My political journey in recent years has been a steady movement from Burkean conservatism (with a considerable dash of Catholic neoconservatism learned from Michael Novak) towards what in Europe would be called Christian Democracy.[1] This movement culminated in my switch of party affiliation from Republican to American Solidarity. Nonetheless, I remain a small "c" conservative in many ways and offer these preliminary thoughts on reforming American conservatism.
The term conservative has become an umbrella that includes Burkean conservatives, warmongering Neo-conservatives, libertarians, paleoconservatives, paleolibertarians, nationalist populists, nativists, and white supremacists.
The assault on the Capitol by Trump's insurrectionists requires that conservatives recapture the meaning of the word and, in so doing, to reject and expel those who think violence and racism are conservative principles.
I learned about conservatism from the works of Russell Kirk. Some of those principles seem especially pertinent to today's concerns:
Liberals and radicals, the conservative says, are imprudent: for they dash at their objectives without giving much heed to the risk of new abuses worse than the evils they hope to sweep away. As John Randolph of Roanoke put it, Providence moves slowly, but the devil always hurries. Human society being complex, remedies cannot be simple if they are to be efficacious. The conservative declares that he acts only after sufficient reflection, having weighed the consequences. Sudden and slashing reforms are as perilous as sudden and slashing surgery.
Or, one might add, sudden and slashing riots.
Constitutional restrictions, political checks and balances, adequate enforcement of the laws, the old intricate web of restraints upon will and appetite—these the conservative approves as instruments of freedom and order. A just government maintains a healthy tension between the claims of authority and the claims of liberty.
Or, as Edmund Burke said:
The only liberty that is valuable is a liberty connected with order; that not only exists along with order and virtue, but which cannot exist at all without them. It inheres in good and steady government, as in its substance and vital principle.
Obviously, what we saw at the Capitol was neither liberty nor order, but rather the breakdown of the social norms and morals that underlie an ordered society. As Kirk wrote:
We couple the words “law and order”, and indeed they are related, yet they are not identical. Laws arise out of a social order; they are the general rules which make possible the tolerable functioning of an order. Never the less, an order is bigger than its laws, and many aspects of any social order are determined by beliefs and customs, rather than being governed by positive laws.
This word ‘order’ means a systematic and harmonious arrangement — whether in one’s own character or in the commonwealth. Also ‘order’ signifies the performance of certain duties and the enjoyment of certain rights in a community.
Social disorder follows from internal disorder:
Order is the first need of the soul. It is not possible to love what one ought to love, unless we recognize some principles of order by which to govern ourselves. Order is the first need of the commonwealth. It is not possible for us to live in peace with one another, unless we recognize some principle of order by which to do justice.

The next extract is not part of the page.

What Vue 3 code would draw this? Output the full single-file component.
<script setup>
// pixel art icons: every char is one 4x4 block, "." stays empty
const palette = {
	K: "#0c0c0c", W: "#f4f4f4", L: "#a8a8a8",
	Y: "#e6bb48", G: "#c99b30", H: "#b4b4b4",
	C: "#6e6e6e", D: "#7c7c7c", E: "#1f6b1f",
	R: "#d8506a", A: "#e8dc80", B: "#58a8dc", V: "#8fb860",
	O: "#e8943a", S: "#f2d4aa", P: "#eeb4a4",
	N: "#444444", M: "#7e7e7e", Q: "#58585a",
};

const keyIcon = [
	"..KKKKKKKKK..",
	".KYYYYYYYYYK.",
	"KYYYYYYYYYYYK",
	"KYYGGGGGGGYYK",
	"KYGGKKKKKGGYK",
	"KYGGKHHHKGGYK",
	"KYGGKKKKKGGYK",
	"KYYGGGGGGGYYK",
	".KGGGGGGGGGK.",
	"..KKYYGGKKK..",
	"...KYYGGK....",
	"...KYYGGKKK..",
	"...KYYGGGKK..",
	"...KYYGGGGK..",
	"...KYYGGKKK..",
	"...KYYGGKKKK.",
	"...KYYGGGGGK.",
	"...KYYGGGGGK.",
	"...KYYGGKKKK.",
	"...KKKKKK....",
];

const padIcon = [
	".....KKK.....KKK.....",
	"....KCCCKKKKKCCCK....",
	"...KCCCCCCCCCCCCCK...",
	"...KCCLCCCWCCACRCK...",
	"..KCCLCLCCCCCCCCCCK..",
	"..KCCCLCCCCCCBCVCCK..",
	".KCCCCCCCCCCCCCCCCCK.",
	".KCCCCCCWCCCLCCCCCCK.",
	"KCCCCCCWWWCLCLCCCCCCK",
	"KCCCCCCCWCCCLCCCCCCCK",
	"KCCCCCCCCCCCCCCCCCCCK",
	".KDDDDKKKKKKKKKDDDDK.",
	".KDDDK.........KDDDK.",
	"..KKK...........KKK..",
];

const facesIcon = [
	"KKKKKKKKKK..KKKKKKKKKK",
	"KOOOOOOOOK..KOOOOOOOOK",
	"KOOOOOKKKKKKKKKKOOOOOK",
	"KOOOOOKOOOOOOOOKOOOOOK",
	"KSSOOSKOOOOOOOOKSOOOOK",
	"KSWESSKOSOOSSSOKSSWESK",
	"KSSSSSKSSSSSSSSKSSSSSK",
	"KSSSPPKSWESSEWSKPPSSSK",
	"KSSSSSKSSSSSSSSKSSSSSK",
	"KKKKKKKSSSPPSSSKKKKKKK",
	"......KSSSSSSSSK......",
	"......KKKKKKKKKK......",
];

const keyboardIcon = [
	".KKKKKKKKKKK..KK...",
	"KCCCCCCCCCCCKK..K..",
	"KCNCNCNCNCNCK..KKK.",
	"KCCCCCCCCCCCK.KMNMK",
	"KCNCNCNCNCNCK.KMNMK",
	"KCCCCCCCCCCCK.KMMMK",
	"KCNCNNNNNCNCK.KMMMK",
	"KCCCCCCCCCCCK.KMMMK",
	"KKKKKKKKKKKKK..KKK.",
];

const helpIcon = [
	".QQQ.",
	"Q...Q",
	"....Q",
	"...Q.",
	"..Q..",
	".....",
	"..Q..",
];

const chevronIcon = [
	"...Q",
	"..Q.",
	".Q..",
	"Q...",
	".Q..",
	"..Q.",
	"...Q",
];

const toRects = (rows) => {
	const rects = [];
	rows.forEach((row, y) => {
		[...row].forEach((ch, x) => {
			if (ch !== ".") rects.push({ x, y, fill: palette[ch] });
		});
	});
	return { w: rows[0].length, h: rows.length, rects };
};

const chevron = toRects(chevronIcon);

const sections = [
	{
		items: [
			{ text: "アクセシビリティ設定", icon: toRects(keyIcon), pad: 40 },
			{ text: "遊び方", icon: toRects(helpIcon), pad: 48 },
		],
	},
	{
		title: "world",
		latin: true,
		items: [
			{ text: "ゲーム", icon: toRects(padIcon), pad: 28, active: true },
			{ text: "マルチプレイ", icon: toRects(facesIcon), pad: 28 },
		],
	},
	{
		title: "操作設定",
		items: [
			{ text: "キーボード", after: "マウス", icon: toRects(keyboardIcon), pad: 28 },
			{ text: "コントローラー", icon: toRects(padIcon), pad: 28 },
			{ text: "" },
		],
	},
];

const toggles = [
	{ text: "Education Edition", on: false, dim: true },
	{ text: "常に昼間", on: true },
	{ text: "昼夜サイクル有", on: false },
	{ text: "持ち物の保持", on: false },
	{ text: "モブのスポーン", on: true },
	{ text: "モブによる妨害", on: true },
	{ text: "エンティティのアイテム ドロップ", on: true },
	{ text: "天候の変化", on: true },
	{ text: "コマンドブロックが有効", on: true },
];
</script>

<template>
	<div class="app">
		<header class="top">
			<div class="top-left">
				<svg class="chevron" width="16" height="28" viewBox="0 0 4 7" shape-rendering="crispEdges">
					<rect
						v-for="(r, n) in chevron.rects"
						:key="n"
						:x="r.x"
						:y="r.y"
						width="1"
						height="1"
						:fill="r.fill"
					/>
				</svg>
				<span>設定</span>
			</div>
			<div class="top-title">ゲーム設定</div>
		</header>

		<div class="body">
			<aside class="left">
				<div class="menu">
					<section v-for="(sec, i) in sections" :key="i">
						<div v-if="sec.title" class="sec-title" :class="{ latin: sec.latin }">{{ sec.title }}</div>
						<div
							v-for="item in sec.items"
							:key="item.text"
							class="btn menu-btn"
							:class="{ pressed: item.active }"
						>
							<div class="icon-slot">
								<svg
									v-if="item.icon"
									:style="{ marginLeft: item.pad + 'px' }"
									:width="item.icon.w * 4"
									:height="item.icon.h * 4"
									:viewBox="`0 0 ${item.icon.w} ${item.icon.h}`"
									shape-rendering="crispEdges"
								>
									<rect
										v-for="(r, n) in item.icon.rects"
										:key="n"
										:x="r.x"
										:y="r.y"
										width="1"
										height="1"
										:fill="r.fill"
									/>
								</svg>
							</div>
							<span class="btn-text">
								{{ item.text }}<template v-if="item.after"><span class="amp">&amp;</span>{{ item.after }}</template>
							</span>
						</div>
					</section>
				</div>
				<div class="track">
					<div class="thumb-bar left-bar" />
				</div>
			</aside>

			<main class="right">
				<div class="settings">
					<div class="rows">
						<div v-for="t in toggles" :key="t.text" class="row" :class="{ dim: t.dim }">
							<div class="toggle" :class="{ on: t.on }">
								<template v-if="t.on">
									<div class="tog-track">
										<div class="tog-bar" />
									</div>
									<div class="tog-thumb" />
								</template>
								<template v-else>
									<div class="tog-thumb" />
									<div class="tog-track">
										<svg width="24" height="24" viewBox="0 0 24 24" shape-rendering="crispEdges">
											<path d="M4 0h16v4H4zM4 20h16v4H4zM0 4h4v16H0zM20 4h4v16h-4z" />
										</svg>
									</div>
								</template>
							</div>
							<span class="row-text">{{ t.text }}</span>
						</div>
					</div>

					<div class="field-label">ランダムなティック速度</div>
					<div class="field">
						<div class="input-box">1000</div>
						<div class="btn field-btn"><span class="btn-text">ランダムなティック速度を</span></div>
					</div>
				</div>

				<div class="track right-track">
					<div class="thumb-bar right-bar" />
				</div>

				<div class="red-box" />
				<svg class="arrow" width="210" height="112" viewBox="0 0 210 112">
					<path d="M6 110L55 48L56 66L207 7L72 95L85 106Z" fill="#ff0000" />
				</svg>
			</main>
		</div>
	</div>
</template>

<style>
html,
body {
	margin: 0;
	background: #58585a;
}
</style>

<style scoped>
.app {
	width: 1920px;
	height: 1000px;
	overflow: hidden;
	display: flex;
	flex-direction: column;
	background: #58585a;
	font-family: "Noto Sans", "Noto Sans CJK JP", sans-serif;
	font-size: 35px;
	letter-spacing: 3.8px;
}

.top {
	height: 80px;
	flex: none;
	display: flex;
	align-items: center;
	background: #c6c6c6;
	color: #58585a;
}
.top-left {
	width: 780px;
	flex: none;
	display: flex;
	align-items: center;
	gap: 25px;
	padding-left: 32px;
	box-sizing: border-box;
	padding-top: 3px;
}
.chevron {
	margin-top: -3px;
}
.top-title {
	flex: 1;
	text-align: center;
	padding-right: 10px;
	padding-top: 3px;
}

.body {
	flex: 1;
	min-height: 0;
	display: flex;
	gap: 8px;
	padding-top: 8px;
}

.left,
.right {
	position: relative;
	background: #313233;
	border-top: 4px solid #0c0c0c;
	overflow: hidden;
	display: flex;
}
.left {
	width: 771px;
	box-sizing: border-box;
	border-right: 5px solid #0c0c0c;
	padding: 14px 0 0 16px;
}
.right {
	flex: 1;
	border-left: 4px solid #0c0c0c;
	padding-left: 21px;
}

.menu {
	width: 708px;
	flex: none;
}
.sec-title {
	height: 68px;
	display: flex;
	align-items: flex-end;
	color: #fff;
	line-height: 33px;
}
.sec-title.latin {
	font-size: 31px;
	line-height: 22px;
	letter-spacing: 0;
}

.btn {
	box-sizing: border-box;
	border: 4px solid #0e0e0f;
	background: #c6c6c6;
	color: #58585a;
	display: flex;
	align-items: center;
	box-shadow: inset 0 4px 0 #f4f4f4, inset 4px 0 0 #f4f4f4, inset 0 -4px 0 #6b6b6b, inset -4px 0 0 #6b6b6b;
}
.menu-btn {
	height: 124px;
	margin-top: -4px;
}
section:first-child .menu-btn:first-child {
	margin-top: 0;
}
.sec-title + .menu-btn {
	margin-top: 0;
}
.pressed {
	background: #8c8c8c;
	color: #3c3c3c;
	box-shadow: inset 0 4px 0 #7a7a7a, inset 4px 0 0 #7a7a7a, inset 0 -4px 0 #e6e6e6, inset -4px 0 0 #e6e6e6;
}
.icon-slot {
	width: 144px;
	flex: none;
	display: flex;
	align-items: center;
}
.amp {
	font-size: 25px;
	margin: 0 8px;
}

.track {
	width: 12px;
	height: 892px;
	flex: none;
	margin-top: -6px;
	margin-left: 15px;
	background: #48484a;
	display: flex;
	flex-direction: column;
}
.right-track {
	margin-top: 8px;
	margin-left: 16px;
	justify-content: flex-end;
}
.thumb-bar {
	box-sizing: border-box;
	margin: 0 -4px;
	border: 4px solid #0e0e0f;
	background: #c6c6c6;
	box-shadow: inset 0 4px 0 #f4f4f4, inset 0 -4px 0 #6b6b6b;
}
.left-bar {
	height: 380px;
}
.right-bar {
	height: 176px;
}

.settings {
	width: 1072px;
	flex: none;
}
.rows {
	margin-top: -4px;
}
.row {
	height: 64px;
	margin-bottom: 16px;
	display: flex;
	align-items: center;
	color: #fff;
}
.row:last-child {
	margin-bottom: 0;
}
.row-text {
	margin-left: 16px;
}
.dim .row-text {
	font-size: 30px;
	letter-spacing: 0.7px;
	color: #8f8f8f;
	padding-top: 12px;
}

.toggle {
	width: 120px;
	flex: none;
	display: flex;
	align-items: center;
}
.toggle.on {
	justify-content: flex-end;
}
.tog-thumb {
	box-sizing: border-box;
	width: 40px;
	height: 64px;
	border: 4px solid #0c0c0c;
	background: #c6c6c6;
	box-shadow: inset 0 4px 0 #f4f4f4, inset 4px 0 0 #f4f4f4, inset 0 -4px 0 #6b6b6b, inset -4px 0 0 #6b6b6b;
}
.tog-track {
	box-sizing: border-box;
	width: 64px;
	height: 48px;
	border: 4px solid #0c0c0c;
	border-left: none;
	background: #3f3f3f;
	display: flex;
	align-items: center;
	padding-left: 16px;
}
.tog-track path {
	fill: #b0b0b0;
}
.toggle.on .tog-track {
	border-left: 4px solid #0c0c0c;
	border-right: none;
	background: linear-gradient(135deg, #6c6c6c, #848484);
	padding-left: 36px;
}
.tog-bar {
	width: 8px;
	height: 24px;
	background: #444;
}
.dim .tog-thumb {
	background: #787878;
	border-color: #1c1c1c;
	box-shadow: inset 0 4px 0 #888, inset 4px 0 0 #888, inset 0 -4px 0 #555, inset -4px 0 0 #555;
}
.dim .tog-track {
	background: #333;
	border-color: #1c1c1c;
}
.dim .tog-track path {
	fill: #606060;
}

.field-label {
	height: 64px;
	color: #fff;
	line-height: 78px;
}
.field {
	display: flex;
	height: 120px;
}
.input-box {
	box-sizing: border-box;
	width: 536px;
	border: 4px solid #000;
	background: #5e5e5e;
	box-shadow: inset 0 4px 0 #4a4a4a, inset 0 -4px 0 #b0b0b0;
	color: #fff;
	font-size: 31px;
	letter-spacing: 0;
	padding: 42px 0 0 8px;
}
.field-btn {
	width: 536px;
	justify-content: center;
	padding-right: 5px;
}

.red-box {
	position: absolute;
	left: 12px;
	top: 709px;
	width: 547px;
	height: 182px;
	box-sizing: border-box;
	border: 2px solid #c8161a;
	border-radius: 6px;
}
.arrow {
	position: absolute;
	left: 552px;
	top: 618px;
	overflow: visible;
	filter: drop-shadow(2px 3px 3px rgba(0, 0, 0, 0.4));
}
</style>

As a first item of business, a truly conservative party must reject those who are unable to govern themselves and unable to live in peace with each other.
Some of us hoped that Donald Trump might lead a movement that would address the divide between what Joel Kotkin calls the Yeomanry and the Oligarchs and their acolytes in the Clerisy. Mea culpa. Sadly, what Trumpism seems to have confirmed is that right of center American populism is inextricably bound up with toxic nationalism, nativism, and racism.
I realize that it is rather naive of me to hope that the mix of Catholic social thought and Christian Democracy embodied by American Solidarity will come to power anytime soon. But I firmly believe that it is the best hope of the Yeomanry.